What is Barad's proposal?

Phenomena--Barad urges us to consider the entangled state as the fundamental entity, not the object and not the apparatus defined separately to inter-act with one another.  

It is through intra-actions, the "cut" that determines boundaries and properties of the components of the phenomenon that those components become determinate. "Agential separability."   "Contingent objectivity." 

Barad's extension:

Humans are part of nature and therefore part of the entangled arrangements of objects (that which is measured) and agents (that which makes measurements). Different "cuts" determine the state of the world, bring into being the properties and conditions of reality.  "Relational objectivity."  
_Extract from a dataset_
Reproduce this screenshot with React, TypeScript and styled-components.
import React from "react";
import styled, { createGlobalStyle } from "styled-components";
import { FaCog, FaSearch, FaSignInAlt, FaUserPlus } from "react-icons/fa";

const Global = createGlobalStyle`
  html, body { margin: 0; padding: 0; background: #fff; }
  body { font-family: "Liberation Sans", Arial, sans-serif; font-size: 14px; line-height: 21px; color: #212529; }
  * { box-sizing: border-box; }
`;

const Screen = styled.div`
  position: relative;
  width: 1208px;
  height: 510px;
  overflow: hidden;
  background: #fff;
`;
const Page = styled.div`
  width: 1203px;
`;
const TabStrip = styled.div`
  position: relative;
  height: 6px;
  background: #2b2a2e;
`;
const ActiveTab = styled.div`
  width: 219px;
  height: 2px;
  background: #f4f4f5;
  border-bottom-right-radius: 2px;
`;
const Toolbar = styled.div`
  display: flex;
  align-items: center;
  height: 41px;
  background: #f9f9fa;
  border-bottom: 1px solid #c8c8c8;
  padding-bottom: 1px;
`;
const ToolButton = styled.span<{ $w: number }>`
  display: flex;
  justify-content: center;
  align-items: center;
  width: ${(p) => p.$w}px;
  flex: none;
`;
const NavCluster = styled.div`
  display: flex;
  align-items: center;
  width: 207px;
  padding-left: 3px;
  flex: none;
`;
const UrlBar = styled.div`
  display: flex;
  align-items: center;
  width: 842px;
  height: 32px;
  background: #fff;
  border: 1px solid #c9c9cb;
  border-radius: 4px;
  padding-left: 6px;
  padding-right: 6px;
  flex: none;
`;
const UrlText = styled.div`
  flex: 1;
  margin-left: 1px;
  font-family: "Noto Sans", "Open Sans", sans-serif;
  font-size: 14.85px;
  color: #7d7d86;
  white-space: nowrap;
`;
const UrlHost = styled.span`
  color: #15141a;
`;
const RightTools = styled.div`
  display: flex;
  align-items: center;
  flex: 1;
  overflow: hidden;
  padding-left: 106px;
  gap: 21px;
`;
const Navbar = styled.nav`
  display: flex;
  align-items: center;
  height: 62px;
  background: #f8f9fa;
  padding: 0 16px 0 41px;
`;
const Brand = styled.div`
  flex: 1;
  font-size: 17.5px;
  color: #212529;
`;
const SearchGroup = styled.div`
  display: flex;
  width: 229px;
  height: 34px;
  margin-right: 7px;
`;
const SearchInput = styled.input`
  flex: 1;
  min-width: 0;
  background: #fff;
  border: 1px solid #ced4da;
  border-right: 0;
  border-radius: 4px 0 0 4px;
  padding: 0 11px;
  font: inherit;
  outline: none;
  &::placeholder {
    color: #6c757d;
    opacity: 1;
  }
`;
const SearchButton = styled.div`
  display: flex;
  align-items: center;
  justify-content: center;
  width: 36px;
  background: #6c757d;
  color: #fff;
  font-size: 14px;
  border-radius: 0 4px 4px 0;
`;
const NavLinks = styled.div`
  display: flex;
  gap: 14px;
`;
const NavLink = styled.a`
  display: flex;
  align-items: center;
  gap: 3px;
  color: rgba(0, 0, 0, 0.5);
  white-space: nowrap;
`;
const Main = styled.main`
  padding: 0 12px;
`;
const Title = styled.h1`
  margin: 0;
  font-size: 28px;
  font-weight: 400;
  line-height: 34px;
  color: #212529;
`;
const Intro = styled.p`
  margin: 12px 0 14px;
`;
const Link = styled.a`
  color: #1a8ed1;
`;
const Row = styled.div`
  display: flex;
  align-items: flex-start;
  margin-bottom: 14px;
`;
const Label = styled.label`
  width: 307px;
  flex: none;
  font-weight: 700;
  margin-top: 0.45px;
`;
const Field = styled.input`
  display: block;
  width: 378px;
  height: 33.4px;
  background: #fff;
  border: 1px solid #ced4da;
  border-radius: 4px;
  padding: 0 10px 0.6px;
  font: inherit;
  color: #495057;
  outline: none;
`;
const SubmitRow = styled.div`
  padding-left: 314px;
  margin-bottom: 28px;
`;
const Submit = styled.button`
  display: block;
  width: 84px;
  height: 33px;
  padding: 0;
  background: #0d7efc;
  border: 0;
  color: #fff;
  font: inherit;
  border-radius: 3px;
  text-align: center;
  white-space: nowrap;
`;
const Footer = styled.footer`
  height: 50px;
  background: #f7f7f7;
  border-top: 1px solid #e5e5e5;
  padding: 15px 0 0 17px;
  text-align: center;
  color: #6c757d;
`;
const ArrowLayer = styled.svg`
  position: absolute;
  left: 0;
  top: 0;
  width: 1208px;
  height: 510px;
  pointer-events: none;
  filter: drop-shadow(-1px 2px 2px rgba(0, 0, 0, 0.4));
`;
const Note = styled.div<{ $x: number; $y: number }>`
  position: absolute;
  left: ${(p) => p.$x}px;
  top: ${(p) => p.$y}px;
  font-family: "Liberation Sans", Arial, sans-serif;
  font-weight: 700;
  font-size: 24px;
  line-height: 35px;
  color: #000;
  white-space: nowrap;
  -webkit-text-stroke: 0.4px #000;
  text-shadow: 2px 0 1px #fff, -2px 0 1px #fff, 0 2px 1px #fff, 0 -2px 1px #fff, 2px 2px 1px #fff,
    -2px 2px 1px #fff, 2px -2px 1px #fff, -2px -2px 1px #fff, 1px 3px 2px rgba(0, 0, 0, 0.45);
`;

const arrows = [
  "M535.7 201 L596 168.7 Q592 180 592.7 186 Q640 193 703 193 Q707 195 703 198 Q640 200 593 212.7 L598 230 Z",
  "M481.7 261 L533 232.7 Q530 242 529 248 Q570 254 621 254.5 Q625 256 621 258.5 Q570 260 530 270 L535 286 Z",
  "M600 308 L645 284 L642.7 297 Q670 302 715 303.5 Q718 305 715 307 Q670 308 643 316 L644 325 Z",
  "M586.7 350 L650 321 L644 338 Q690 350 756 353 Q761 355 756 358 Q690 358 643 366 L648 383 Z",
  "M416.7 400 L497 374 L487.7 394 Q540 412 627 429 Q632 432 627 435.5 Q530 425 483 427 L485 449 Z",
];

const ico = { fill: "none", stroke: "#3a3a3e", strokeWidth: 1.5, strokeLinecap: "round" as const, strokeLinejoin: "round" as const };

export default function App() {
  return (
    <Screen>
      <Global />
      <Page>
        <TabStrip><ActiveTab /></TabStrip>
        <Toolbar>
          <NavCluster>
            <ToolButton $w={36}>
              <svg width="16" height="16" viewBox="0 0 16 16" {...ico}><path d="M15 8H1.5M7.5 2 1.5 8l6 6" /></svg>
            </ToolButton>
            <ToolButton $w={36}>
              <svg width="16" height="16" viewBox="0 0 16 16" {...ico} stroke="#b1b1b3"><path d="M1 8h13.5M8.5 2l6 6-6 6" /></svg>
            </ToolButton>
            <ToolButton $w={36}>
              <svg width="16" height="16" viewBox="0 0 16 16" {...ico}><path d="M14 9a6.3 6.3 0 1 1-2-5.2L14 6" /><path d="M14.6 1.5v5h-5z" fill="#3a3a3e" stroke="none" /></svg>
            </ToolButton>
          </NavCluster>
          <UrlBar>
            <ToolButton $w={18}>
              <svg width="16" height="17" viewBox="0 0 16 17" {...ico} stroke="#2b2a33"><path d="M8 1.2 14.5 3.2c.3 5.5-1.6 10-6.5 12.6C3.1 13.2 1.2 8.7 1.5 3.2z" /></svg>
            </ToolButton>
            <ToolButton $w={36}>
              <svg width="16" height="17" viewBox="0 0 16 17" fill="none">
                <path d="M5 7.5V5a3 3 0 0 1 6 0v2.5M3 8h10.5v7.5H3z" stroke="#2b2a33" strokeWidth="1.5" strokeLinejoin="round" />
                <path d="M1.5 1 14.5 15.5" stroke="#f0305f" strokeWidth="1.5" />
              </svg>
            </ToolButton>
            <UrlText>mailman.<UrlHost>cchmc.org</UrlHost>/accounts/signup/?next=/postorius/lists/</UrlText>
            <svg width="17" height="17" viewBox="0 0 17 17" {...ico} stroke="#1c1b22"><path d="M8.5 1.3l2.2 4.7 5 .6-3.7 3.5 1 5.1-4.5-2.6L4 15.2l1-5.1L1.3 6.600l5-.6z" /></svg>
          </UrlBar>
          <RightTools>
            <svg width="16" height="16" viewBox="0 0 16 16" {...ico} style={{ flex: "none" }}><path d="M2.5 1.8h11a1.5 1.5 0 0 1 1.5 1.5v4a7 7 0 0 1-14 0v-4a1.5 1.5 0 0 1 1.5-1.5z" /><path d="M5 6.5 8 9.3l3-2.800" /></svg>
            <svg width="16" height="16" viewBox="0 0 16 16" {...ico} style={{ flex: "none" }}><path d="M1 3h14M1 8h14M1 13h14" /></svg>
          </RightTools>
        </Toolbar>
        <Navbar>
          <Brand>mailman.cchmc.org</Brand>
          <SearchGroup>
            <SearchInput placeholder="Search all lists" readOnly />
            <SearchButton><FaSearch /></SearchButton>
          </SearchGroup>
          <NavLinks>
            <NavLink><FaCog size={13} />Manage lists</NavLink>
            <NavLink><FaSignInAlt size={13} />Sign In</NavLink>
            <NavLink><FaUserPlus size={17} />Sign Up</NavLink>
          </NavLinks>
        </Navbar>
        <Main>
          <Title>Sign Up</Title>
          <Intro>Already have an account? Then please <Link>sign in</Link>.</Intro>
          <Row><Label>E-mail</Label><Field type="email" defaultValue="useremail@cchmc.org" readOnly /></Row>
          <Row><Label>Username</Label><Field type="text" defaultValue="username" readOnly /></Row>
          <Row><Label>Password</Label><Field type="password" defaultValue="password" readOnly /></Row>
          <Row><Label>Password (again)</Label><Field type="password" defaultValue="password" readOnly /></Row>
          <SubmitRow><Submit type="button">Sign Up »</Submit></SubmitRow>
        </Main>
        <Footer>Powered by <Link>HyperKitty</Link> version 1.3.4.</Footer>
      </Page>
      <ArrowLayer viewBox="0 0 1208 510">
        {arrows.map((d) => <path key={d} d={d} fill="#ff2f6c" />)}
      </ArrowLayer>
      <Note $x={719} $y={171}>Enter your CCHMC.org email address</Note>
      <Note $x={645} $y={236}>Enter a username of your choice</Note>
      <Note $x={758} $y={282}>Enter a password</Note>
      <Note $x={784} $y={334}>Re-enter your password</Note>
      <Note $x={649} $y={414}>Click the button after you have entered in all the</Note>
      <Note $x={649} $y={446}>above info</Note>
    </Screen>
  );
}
While humans may have agency to choose a cut, i.e, an apparatus, we don't influence the outcome, once chosen, the physical world emerges. As such objectivity (reproducibility and unambiguity) is maintained and further is due to an ontological state of affairs, the way the world is.  She is a realist.  But also, by the variety of possible cuts, imagines and embraces a fully interactive and fundamentally emergent world, with humans embedded in phenomena like all else.

Extension from "piddly experiments" to the "material discourses of the world."

She contrasts "Knowing as part of being, from being part of nature" vs. "knowing as a human spectator, from outside of nature."

"The knower and the known are entangled." 

What do you think?

Is she convincing?  Has she achieved a new contribution to this physical theory we call Quantum Physics?

How are her proposals for a new interpretation of the components of quantum theory an example of feminist science studies?

What interpretive claims does the short film we watched make?  Which would Barad, Bohr, Einstein agree with?

What would you like to understand better?  What questions remain for you?